──────── Supplied information

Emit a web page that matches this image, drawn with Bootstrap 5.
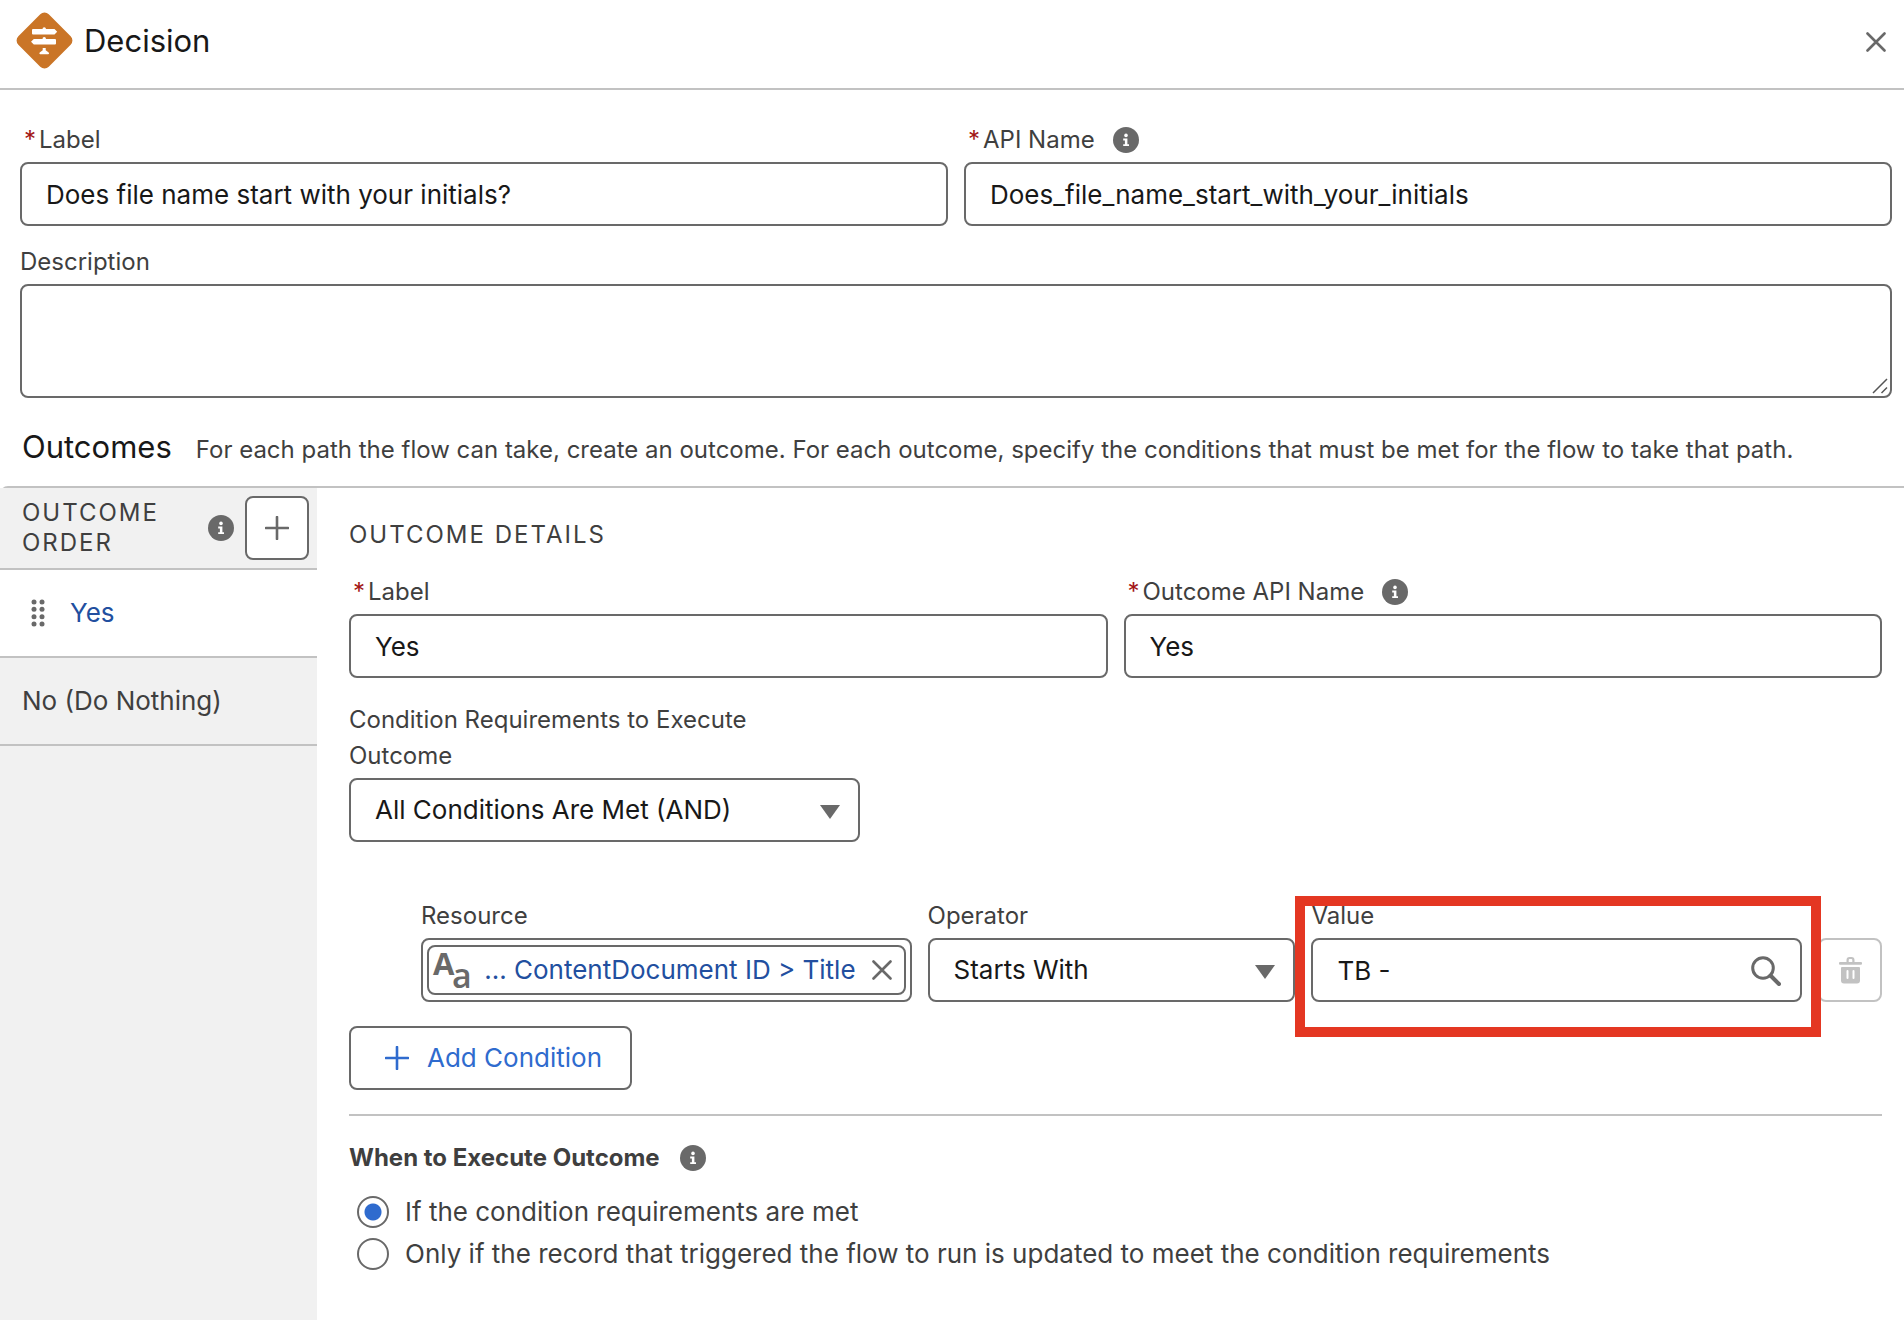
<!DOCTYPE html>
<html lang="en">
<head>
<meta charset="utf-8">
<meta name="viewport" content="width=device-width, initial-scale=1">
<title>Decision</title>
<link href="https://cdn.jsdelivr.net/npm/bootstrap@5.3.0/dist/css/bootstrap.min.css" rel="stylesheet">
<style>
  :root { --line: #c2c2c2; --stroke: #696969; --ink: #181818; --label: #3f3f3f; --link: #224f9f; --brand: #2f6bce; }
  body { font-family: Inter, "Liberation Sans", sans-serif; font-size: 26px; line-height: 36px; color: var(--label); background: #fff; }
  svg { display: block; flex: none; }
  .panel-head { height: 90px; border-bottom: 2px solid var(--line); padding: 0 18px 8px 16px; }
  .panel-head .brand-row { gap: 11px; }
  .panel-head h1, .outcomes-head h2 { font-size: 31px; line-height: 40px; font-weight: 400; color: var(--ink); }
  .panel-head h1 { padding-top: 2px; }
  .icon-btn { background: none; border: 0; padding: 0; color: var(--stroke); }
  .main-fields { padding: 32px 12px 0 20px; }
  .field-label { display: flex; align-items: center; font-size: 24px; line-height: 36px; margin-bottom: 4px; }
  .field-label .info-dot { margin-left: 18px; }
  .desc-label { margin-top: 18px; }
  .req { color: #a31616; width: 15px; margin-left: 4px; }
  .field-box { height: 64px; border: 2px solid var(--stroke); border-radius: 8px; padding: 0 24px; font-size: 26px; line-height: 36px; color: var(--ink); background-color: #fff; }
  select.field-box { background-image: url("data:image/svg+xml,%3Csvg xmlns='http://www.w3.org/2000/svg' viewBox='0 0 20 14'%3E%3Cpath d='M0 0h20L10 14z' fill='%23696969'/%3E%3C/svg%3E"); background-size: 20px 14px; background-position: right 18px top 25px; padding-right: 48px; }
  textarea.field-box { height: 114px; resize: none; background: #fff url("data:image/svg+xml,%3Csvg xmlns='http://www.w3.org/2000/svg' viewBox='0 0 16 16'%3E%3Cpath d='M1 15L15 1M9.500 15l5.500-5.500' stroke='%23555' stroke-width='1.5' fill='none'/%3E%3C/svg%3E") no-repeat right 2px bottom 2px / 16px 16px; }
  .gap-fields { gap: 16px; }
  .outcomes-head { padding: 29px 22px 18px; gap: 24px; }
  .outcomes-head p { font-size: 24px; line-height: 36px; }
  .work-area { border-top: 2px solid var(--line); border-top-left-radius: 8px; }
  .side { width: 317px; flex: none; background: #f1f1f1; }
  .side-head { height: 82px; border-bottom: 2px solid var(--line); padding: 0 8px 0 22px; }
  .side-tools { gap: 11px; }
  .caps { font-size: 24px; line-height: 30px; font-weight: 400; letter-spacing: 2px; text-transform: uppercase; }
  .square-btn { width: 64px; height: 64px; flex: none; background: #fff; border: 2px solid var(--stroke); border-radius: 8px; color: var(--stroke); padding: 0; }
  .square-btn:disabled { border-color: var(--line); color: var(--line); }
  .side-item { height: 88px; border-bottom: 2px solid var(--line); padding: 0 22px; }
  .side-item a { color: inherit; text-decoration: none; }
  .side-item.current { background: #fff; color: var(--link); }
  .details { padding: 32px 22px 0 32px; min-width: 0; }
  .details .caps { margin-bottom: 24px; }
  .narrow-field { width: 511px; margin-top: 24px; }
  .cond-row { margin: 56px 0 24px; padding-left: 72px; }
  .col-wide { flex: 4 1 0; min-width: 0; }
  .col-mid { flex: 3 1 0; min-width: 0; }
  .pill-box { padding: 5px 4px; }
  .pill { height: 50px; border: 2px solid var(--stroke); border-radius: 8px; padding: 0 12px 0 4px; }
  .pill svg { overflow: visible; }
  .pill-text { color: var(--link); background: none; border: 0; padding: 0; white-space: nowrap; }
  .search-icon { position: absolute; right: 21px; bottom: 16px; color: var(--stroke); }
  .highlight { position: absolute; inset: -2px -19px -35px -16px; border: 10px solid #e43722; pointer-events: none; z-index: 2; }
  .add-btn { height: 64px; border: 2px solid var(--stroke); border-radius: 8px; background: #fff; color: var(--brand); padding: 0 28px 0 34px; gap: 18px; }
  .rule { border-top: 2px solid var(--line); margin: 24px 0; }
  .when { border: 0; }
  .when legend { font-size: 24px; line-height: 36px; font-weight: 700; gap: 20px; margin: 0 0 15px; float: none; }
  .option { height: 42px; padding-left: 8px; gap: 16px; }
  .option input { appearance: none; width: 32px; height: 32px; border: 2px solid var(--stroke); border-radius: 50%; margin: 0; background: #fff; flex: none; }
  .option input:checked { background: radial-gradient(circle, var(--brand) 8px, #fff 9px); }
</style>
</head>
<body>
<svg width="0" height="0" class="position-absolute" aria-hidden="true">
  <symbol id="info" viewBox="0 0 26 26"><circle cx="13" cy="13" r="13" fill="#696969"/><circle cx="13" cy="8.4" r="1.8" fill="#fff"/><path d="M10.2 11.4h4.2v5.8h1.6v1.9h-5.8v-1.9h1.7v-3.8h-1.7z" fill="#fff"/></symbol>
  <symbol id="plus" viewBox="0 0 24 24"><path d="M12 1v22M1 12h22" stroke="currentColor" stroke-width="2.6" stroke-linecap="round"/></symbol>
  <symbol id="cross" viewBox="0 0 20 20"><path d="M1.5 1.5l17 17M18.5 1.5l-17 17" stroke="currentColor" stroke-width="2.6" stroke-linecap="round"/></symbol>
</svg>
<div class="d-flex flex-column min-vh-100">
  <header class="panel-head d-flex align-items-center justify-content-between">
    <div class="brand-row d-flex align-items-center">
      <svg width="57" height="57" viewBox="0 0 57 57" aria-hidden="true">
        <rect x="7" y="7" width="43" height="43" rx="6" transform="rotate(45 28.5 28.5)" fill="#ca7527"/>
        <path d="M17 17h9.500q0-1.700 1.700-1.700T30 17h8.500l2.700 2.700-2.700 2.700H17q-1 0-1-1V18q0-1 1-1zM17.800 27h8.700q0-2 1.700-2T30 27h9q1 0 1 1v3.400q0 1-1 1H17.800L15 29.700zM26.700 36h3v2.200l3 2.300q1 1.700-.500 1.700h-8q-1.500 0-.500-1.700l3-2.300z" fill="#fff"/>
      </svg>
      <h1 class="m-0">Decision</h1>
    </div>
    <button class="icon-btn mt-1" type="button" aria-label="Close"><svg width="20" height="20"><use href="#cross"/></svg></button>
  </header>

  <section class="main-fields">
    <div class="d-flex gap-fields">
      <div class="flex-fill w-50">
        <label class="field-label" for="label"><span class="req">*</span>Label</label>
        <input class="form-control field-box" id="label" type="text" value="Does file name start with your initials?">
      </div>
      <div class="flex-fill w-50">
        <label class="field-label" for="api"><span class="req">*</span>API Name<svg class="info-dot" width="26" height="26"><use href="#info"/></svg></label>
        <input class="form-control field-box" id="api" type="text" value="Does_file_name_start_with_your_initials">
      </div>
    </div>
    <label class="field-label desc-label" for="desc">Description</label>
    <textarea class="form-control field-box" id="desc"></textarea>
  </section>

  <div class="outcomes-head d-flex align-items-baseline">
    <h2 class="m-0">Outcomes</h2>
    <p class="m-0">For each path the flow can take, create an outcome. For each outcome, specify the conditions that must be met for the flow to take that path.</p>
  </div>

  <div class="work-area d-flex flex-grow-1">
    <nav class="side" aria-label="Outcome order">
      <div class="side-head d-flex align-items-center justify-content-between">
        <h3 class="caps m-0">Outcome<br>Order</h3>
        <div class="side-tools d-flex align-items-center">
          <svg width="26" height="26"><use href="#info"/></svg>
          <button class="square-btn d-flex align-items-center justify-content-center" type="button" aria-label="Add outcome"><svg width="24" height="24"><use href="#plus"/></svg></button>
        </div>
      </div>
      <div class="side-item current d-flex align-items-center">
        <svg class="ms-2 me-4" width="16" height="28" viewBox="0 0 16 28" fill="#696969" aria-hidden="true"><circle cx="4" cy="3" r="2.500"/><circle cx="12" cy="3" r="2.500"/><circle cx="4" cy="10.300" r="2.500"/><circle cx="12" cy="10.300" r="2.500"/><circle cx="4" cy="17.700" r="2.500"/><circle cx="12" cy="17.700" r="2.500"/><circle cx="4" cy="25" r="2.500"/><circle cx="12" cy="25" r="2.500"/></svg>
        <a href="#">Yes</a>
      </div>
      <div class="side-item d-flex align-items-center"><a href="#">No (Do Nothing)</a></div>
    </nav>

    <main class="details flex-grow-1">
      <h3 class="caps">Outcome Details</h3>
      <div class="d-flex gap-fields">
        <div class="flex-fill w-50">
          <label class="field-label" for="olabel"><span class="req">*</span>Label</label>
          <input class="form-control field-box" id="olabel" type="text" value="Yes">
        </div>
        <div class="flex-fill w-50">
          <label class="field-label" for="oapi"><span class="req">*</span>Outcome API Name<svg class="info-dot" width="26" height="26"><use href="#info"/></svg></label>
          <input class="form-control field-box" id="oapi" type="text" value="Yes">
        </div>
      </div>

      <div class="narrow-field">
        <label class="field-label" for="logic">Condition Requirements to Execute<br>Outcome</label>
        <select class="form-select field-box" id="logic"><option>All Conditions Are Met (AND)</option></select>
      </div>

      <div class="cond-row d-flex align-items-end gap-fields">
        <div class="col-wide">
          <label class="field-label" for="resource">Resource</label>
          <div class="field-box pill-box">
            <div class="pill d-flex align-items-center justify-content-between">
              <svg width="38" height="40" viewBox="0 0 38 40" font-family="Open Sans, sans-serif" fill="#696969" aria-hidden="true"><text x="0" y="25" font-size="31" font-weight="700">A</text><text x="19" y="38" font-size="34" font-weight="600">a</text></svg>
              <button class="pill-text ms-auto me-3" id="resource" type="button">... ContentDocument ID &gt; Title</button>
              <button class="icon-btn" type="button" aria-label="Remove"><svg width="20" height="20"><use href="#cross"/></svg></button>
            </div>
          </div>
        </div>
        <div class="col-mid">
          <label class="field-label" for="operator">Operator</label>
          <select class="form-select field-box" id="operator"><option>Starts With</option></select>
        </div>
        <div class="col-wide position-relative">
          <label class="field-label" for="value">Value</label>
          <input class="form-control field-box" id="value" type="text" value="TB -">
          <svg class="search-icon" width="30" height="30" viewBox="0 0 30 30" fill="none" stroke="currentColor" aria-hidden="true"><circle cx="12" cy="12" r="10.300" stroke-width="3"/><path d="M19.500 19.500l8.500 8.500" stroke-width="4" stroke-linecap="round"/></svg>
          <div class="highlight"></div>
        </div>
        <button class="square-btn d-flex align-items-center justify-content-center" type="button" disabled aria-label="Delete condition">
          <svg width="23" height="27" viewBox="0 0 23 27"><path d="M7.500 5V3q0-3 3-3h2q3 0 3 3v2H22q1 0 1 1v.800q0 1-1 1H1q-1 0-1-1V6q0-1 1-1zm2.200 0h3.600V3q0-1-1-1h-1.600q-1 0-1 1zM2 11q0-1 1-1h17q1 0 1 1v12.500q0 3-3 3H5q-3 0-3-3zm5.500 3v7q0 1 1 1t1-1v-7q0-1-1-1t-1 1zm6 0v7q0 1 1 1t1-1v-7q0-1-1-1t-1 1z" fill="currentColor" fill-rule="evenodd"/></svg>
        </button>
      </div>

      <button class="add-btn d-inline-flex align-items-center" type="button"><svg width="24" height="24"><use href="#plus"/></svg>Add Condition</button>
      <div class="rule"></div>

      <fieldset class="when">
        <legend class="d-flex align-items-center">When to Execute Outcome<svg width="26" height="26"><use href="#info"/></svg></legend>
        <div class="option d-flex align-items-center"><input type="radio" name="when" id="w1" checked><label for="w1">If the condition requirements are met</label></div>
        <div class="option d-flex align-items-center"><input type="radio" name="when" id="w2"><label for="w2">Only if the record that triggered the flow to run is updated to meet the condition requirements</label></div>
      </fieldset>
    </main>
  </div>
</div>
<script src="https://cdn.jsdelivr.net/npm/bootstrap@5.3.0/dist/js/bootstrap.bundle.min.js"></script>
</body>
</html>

────────────────

## Description of the task
Make a list of all lines in the data that contain "image".

## Solution to the exercise
Emit a web page that matches this image, drawn with Bootstrap 5.
  select.field-box { background-image: url("data:image/svg+xml,%3Csvg xmlns='http://www.w3.org/2000/svg' viewBox='0 0 20 14'%3E%3Cpath d='M0 0h20L10 14z' fill='%23696969'/%3E%3C/svg%3E"); background-size: 20px 14px; background-position: right 18px top 25px; padding-right: 48px; }
  textarea.field-box { height: 114px; resize: none; background: #fff url("data:image/svg+xml,%3Csvg xmlns='http://www.w3.org/2000/svg' viewBox='0 0 16 16'%3E%3Cpath d='M1 15L15 1M9.500 15l5.500-5.500' stroke='%23555' stroke-width='1.5' fill='none'/%3E%3C/svg%3E") no-repeat right 2px bottom 2px / 16px 16px; }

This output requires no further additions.